The scrum outside Jeremy Scott’s show on Wednesday afternoon spilled well into the street, as paparazzi and plebes alike jostled their way toward a clear shot at the door in the hope that Miley Cyrus’s car would pull up and they’d get a glimpse of Our Lady of the Tongue. She was launching her Dirty Hippie line of accessories for Scott, and no doubt would be on hand to admire them. A few enterprising individuals used this as an excuse to make their own grand entrances, including a girl in a yellow catsuit, a gigantic wig, and a visor who clearly hoped people would mistake her for Nicki Minaj. But alas, even Nicki Minaj no longer wants to be mistaken for that incarnation of Nicki Minaj, so all the woman got were some whispered comparisons to V. Stiviano.
Inside the venue, we spied Whoopi Goldberg, Miley’s clear sartorial soul mate. She had on baggy jeans, a white shirt, and a long black button-down/duster combo, with her best leopard-print Vans for the occasion. “I am too old to wear any of it,” we heard her say of Scott’s collection. “But I’m going to find some way to put some of it, somehow, on my body. Anything with SpongeBob on it. Even if it’s just around my neck.” Excellent. We look forward to this next season of The View being all about Whoopi’s atypical use of cartoon pants.

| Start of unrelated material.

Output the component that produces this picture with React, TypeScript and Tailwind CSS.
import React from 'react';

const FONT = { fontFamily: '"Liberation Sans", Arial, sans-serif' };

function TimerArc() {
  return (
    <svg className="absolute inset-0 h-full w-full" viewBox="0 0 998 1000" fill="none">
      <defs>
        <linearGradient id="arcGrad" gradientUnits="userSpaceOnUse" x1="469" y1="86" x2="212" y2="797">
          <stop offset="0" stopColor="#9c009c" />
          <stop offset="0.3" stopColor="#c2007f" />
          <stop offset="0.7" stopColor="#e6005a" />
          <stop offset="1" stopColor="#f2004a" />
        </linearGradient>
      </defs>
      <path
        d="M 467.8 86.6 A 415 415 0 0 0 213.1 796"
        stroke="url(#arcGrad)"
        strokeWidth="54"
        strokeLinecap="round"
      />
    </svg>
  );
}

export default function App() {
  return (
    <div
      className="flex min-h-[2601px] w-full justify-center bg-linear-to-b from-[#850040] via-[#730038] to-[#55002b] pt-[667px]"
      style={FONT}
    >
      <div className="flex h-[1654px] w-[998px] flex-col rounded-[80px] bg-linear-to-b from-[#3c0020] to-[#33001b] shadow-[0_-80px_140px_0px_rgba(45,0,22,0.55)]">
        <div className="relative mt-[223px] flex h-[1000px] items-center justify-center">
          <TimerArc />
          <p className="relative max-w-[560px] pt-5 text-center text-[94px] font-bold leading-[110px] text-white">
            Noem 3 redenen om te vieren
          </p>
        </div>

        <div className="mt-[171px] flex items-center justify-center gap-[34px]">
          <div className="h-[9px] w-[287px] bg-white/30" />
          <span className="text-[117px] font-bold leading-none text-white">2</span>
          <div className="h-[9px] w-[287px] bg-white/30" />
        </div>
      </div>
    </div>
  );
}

The insanely tall rapper 2 Chainz came out next, wearing at least three, and seated not too far from Bella Thorne. Mr. Chainz did a pretty good job distracting everyone, but not even the gargantuan 2 could keep people from anxiously hovering near the mouth of the runway, waiting for Miley. And waiting. And waiting. It wasn’t until organizers had mostly cleared the catwalk that she appeared, with mom Tish and sister Brandi in tow. Miley was decked out in a pastel-rainbow-colored sports bra and matching sarong-style pants and sported a cockeyed stub of a fascinator that looked like a 99-cent store had exploded on her scalp. We suspect this was of her own design, as all her Dirty Hippie accessories for the show were made with found objects that look like a toddler’s reject bin — or, as Miley herself said, total fucking junk and shit (she does have a poetic way with words). She told V that designing this line was her way of ensuring a legacy beyond being “a pop pop dumb dumb,” and a giant party hat made of things you can buy for one ticket at an arcade does nothing if not anoint her a sculptor par excellence. Miley Cyrus, out; Mileyangelo, welcome.

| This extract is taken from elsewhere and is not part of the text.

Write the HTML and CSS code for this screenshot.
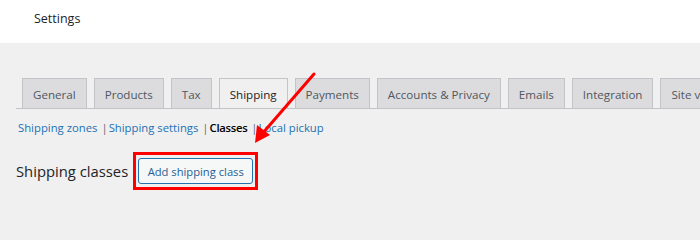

When Miley wriggled her way to her seat, Bella Thorne muscled in for a photo op, even sitting on Miley’s lap while Miley’s face looked several degrees below lukewarm about that state of affairs. We suspect that in the hierarchy of former Disney starlets, Miley is not the one who’s supposed to serve as someone else’s armchair. Miley eventually evicted Bella and settled in next to Stephen Gan for the show; when it ended, Scott grabbed Cyrus for his bow, and to loud applause, they did a full lap of the runway before disappearing backstage. When we finally got downstairs, the throng awaiting her was as pulsing as ever, even though she probably came in the back way and would likely leave that way, too. But if waiting for a glimpse of Miley crowned with Total Fucking Junk and Shit made them happy, well, let them have it. Because in truth, we find the whole thing extremely entertaining, and everyone knows that if Miley Cyrus goes subtle on us, the world may bounce off its axis.